High Point parent upset about Underground Railroad re-enactment
HIGH POINT, N.C. — The school called it an educational experience. A parent said it wasn’t a good way to teach students.
The one thing both agree on: It was a field trip.
When Colfax Elementary School’s fifth-grade class took a two-night field trip to Haw River State Park in April, it was supposed to be uneventful. The trip was to focus on science and ecological concepts, according to the school’s permission slip.
Parent Wanda Bray said something else was part of the itinerary which wasn’t listed — that her 11-year-old daughter Kylee and other students would be participating in a re-enactment of the Underground Railroad.
Bray said she found out after Kylee got home. Instead of talking about recycling and conservation, Bray heard her daughter talk about the night she was a slave.
“This is just not appropriate I don’t think for anyone to be carrying out,” Bray said.

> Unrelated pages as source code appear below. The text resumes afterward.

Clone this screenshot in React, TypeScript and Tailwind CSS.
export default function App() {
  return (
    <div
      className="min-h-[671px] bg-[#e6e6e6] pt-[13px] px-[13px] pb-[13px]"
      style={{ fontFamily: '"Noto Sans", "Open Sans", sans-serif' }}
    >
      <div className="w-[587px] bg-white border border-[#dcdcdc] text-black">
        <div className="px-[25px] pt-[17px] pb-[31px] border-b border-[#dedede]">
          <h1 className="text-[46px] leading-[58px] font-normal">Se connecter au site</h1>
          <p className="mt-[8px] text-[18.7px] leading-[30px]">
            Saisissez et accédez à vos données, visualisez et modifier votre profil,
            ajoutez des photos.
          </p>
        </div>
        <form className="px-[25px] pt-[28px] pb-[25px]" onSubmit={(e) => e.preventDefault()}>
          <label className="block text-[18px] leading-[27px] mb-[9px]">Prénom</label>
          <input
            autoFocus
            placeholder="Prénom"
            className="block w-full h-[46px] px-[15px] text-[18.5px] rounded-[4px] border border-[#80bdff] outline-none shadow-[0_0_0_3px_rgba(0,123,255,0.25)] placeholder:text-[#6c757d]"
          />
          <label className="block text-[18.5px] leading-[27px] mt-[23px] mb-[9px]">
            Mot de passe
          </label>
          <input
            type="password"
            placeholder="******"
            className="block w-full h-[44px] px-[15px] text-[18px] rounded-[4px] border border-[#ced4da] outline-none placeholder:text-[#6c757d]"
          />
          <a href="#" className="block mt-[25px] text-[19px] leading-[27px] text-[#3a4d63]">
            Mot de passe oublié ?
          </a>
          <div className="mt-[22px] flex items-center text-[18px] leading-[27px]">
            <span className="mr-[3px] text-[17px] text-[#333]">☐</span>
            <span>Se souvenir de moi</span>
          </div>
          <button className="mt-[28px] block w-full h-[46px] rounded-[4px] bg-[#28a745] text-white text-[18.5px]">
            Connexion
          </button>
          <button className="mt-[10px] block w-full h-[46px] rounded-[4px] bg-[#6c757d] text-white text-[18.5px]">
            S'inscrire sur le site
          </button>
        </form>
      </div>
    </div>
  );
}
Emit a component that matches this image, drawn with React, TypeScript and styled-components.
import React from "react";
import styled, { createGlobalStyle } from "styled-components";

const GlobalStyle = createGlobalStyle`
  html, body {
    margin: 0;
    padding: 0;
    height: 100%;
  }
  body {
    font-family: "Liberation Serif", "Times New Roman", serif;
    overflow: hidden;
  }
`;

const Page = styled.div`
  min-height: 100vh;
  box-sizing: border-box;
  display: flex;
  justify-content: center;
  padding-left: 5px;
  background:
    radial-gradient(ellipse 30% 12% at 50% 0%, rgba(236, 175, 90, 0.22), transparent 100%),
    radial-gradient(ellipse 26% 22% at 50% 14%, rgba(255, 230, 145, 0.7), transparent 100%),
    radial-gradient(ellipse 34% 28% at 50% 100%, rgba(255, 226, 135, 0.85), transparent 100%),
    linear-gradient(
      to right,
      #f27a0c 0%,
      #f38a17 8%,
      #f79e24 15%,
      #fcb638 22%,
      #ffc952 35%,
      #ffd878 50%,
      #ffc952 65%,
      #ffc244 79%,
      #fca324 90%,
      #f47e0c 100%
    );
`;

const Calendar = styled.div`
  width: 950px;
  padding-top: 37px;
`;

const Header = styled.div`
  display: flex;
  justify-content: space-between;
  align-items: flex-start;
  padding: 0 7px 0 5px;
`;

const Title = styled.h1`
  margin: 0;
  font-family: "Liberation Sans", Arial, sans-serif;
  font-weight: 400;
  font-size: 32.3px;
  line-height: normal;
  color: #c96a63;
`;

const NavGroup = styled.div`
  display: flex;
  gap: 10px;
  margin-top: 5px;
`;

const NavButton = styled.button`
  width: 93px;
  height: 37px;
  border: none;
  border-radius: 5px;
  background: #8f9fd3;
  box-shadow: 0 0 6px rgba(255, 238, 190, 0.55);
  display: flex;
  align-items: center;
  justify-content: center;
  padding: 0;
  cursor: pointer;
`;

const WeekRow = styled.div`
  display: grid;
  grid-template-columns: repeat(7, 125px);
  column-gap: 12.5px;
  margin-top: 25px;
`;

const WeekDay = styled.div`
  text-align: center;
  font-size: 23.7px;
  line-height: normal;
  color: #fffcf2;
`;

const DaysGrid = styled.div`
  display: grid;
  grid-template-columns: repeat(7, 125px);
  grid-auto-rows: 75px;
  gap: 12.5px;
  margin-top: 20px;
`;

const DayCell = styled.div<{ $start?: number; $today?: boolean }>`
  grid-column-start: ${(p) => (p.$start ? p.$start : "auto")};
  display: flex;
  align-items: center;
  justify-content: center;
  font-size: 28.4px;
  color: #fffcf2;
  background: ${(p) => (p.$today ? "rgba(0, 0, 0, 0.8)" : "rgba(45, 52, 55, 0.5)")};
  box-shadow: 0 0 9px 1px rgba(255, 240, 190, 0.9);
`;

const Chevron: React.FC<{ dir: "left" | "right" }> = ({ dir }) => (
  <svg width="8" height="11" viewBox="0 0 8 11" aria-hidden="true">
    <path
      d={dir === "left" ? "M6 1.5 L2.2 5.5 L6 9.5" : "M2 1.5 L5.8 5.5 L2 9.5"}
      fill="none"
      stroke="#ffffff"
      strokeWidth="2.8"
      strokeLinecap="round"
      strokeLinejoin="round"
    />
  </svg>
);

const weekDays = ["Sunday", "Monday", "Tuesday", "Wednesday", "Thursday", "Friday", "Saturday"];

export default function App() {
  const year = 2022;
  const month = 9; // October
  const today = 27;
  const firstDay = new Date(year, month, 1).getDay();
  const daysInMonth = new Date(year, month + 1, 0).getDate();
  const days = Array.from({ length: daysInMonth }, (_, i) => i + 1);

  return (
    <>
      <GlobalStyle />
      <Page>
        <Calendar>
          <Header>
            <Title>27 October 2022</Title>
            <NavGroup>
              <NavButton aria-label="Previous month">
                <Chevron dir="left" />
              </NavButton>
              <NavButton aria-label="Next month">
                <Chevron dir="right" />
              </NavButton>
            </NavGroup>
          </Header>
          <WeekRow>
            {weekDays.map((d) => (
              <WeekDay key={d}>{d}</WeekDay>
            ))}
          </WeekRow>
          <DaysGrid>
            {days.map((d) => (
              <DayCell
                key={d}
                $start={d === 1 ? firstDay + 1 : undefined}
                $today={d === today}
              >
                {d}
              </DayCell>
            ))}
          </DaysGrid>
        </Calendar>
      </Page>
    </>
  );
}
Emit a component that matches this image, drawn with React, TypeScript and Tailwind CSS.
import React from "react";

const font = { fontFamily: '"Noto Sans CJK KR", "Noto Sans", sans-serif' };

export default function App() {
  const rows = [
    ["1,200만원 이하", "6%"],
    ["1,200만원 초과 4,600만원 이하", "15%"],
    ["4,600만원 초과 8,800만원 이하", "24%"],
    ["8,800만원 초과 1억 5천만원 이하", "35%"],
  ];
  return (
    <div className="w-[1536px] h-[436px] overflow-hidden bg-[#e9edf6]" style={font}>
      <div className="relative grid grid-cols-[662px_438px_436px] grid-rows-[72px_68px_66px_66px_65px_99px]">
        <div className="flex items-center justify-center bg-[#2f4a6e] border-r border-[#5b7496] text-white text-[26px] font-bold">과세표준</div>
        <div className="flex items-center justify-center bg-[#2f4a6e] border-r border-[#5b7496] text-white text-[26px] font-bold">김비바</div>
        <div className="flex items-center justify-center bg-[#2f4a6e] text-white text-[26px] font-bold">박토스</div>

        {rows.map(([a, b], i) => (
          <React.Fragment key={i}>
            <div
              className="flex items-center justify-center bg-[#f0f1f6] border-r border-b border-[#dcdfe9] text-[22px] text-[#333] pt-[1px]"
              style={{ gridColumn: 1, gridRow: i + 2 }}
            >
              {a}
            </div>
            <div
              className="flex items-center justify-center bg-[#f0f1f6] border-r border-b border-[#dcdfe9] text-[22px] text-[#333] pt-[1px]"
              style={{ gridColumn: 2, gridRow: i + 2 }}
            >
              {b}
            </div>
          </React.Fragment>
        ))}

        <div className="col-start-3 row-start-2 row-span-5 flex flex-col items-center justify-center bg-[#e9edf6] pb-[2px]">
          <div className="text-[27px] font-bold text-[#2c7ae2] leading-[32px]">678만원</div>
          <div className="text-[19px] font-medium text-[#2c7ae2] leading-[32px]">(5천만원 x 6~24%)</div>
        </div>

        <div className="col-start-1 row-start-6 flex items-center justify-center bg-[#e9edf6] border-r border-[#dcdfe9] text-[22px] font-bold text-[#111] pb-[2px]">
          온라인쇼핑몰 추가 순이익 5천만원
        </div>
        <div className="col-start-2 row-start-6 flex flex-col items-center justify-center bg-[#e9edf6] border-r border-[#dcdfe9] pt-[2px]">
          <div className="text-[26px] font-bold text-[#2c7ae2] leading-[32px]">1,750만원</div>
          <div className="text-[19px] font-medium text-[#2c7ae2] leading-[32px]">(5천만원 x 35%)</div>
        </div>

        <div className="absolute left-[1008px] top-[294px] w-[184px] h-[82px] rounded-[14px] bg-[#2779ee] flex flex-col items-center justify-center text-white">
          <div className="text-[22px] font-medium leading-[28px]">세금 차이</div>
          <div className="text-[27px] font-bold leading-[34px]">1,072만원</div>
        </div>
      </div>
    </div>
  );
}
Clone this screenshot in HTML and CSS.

Colfax Principal Michelle Thigpen said the field trip itinerary was discussed in detail — including the Underground Railroad re-enactment — on a special night at the school before the trip, but admitted that information was left off the permission slip.
Thigpen said that in the future the school would be “very explicit.”
On Friday, Kylee, with her Bray at her side in their High Point home, discussed the ordeal. Bray said she’d hoped to discourage school officials from the practice during a parents’ meeting earlier this week with Thigpen at Colfax.
That didn’t happen.
“Our overall objective is, of course, to get them to abandon the entire program because I don’t really see how it can be fruitful when you have kids doing something like this,” Bray said. “I learned very well what the Underground Railroad was about and I never once had to run through the woods at night to appreciate it.”
According to Kylee, students were gathered on the first night and told they were going to be runaway slaves.
They were given a brief history of the Underground Railroad and told that slaves were beaten or killed if they were caught running away.
Then, Kylee said, they were broken into groups and led to trails where “bounty hunters” hid in the darkness.
Tamika Jones, a fifth-grade teacher at Colfax, defended the exercise on Friday. Jones, an African American who has taught at Colfax for 18 years, has taken students to perform the Underground Railroad re-enactment at Haw River State Park since 2009.
Jones said this was the “first registered issue that has been brought to our attention.”
Jones added the activity was science-based in that the Underground Railroad used nature as a road map: which side of a tree moss grows on, which constellations are in the sky during the seasons and how to recognize the North Star among other things.
Jones stressed that the reenactment didn’t involve making the students act like slaves.
“As an African American teacher, I did not find it offensive,” Jones said. “I would never, in a million years, expose my students to something I thought was offensive.”
Bray, however, thought it was offensive.
“When you have one child who was adversely affected, then I think it’s time for you to pause and rethink it,” Bray said.